━━━ Data extract

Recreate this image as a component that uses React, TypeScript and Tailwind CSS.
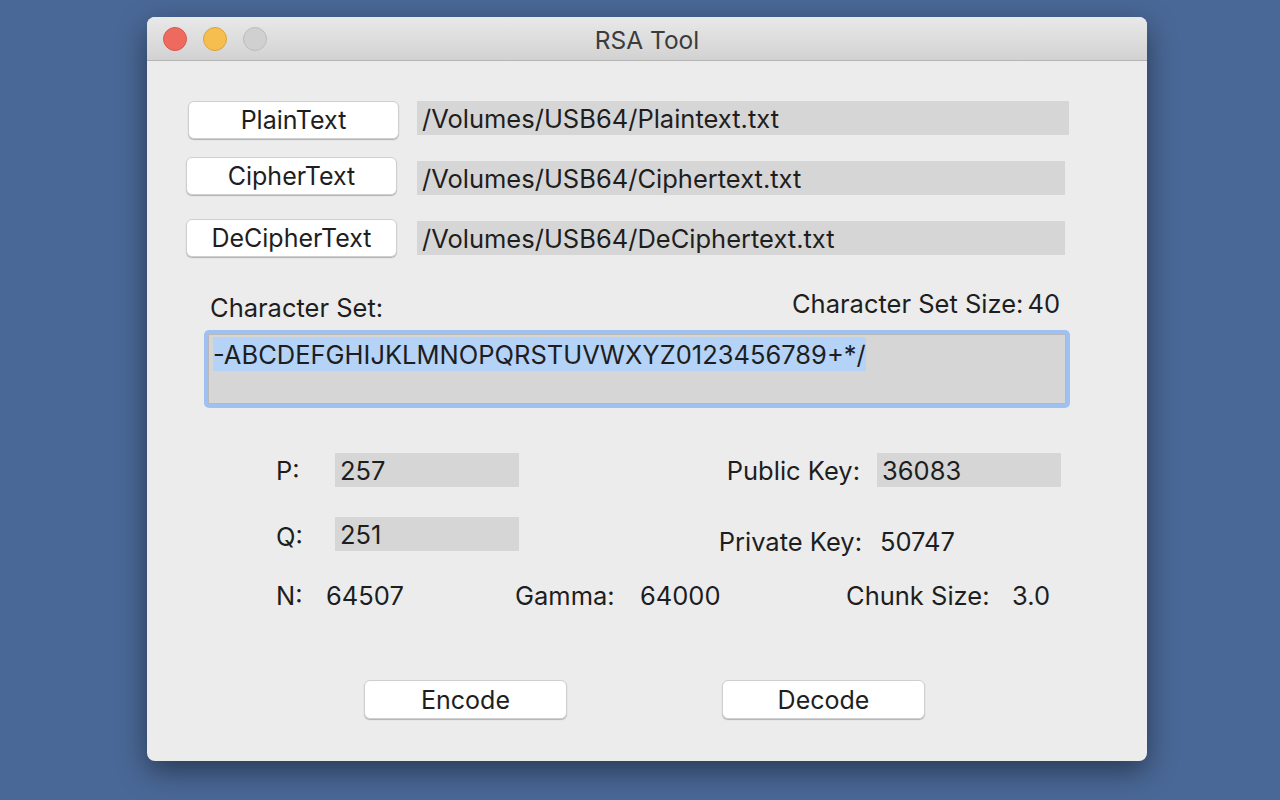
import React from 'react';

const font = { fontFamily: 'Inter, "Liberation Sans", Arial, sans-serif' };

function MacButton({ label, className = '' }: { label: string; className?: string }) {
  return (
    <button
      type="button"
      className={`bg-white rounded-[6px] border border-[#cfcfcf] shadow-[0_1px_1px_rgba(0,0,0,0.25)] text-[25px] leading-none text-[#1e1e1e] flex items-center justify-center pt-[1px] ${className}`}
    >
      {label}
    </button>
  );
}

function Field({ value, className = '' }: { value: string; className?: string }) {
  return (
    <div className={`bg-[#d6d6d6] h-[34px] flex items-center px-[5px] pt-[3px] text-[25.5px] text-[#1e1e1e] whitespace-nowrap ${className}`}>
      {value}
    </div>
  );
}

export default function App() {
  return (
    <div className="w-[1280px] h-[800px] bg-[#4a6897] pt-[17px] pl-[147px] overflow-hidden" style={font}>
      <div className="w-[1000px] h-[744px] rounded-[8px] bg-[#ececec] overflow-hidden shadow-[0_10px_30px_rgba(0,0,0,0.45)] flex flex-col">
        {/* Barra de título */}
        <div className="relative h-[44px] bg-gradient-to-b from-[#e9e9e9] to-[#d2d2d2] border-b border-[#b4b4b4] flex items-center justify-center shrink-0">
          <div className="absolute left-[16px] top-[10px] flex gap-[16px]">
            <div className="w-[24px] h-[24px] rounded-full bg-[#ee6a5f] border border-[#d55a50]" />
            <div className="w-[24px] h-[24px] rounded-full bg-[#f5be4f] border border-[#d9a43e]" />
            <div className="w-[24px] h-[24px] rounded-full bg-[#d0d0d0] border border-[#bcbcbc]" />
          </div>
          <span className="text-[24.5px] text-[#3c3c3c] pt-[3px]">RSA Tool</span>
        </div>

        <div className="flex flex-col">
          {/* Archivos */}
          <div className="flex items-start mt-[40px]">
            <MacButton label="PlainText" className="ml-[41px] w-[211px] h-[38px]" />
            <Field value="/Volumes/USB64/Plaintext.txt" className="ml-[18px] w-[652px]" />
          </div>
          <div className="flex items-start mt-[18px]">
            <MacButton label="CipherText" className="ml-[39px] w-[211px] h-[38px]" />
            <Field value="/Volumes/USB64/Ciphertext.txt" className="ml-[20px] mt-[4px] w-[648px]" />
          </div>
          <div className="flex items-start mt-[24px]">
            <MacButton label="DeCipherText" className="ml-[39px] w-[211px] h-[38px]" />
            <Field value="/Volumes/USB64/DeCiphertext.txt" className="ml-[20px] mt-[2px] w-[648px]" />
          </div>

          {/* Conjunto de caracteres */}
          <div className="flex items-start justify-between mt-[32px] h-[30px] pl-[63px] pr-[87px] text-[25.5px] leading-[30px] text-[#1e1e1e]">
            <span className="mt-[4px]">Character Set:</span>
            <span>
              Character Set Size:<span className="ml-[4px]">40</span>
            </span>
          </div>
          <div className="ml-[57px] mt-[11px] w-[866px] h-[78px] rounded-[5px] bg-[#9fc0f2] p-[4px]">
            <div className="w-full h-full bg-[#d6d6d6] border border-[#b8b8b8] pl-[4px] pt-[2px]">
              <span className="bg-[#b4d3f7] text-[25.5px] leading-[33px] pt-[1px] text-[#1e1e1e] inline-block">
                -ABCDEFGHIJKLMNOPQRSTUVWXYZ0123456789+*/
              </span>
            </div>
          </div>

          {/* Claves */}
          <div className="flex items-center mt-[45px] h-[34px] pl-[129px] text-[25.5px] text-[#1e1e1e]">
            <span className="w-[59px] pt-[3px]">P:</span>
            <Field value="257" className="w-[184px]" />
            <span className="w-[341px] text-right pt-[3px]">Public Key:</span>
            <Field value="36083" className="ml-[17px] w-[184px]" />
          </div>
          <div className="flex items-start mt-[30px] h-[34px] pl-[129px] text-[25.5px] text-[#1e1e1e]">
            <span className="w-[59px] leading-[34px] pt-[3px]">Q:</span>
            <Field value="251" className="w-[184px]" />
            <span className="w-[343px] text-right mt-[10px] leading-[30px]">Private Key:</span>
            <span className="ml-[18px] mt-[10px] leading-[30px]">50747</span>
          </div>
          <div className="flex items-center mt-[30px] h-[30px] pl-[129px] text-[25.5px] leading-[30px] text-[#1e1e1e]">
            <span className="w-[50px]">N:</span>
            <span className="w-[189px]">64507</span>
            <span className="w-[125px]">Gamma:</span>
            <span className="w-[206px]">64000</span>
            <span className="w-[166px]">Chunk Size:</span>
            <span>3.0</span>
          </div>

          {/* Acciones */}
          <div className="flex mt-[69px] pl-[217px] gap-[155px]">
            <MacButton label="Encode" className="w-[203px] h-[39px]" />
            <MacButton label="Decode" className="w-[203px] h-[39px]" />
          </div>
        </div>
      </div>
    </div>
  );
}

━━━━━━

Give an exact reproduction of every line, leaving out any picture.

> Worked solution
Recreate this image as a component that uses React, TypeScript and Tailwind CSS.
import React from 'react';

const font = { fontFamily: 'Inter, "Liberation Sans", Arial, sans-serif' };

function MacButton({ label, className = '' }: { label: string; className?: string }) {
  return (
    <button
      type="button"
      className={`bg-white rounded-[6px] border border-[#cfcfcf] shadow-[0_1px_1px_rgba(0,0,0,0.25)] text-[25px] leading-none text-[#1e1e1e] flex items-center justify-center pt-[1px] ${className}`}
    >
      {label}
    </button>
  );
}

function Field({ value, className = '' }: { value: string; className?: string }) {
  return (
    <div className={`bg-[#d6d6d6] h-[34px] flex items-center px-[5px] pt-[3px] text-[25.5px] text-[#1e1e1e] whitespace-nowrap ${className}`}>
      {value}
    </div>
  );
}

export default function App() {
  return (
    <div className="w-[1280px] h-[800px] bg-[#4a6897] pt-[17px] pl-[147px] overflow-hidden" style={font}>
      <div className="w-[1000px] h-[744px] rounded-[8px] bg-[#ececec] overflow-hidden shadow-[0_10px_30px_rgba(0,0,0,0.45)] flex flex-col">
        {/* Barra de título */}
        <div className="relative h-[44px] bg-gradient-to-b from-[#e9e9e9] to-[#d2d2d2] border-b border-[#b4b4b4] flex items-center justify-center shrink-0">
          <div className="absolute left-[16px] top-[10px] flex gap-[16px]">
            <div className="w-[24px] h-[24px] rounded-full bg-[#ee6a5f] border border-[#d55a50]" />
            <div className="w-[24px] h-[24px] rounded-full bg-[#f5be4f] border border-[#d9a43e]" />
            <div className="w-[24px] h-[24px] rounded-full bg-[#d0d0d0] border border-[#bcbcbc]" />
          </div>
          <span className="text-[24.5px] text-[#3c3c3c] pt-[3px]">RSA Tool</span>
        </div>

        <div className="flex flex-col">
          {/* Archivos */}
          <div className="flex items-start mt-[40px]">
            <MacButton label="PlainText" className="ml-[41px] w-[211px] h-[38px]" />
            <Field value="/Volumes/USB64/Plaintext.txt" className="ml-[18px] w-[652px]" />
          </div>
          <div className="flex items-start mt-[18px]">
            <MacButton label="CipherText" className="ml-[39px] w-[211px] h-[38px]" />
            <Field value="/Volumes/USB64/Ciphertext.txt" className="ml-[20px] mt-[4px] w-[648px]" />
          </div>
          <div className="flex items-start mt-[24px]">
            <MacButton label="DeCipherText" className="ml-[39px] w-[211px] h-[38px]" />
            <Field value="/Volumes/USB64/DeCiphertext.txt" className="ml-[20px] mt-[2px] w-[648px]" />
          </div>

          {/* Conjunto de caracteres */}
          <div className="flex items-start justify-between mt-[32px] h-[30px] pl-[63px] pr-[87px] text-[25.5px] leading-[30px] text-[#1e1e1e]">
            <span className="mt-[4px]">Character Set:</span>
            <span>
              Character Set Size:<span className="ml-[4px]">40</span>
            </span>
          </div>
          <div className="ml-[57px] mt-[11px] w-[866px] h-[78px] rounded-[5px] bg-[#9fc0f2] p-[4px]">
            <div className="w-full h-full bg-[#d6d6d6] border border-[#b8b8b8] pl-[4px] pt-[2px]">
              <span className="bg-[#b4d3f7] text-[25.5px] leading-[33px] pt-[1px] text-[#1e1e1e] inline-block">
                -ABCDEFGHIJKLMNOPQRSTUVWXYZ0123456789+*/
              </span>
            </div>
          </div>

          {/* Claves */}
          <div className="flex items-center mt-[45px] h-[34px] pl-[129px] text-[25.5px] text-[#1e1e1e]">
            <span className="w-[59px] pt-[3px]">P:</span>
            <Field value="257" className="w-[184px]" />
            <span className="w-[341px] text-right pt-[3px]">Public Key:</span>
            <Field value="36083" className="ml-[17px] w-[184px]" />
          </div>
          <div className="flex items-start mt-[30px] h-[34px] pl-[129px] text-[25.5px] text-[#1e1e1e]">
            <span className="w-[59px] leading-[34px] pt-[3px]">Q:</span>
            <Field value="251" className="w-[184px]" />
            <span className="w-[343px] text-right mt-[10px] leading-[30px]">Private Key:</span>
            <span className="ml-[18px] mt-[10px] leading-[30px]">50747</span>
          </div>
          <div className="flex items-center mt-[30px] h-[30px] pl-[129px] text-[25.5px] leading-[30px] text-[#1e1e1e]">
            <span className="w-[50px]">N:</span>
            <span className="w-[189px]">64507</span>
            <span className="w-[125px]">Gamma:</span>
            <span className="w-[206px]">64000</span>
            <span className="w-[166px]">Chunk Size:</span>
            <span>3.0</span>
          </div>

          {/* Acciones */}
          <div className="flex mt-[69px] pl-[217px] gap-[155px]">
            <MacButton label="Encode" className="w-[203px] h-[39px]" />
            <MacButton label="Decode" className="w-[203px] h-[39px]" />
          </div>
        </div>
      </div>
    </div>
  );
}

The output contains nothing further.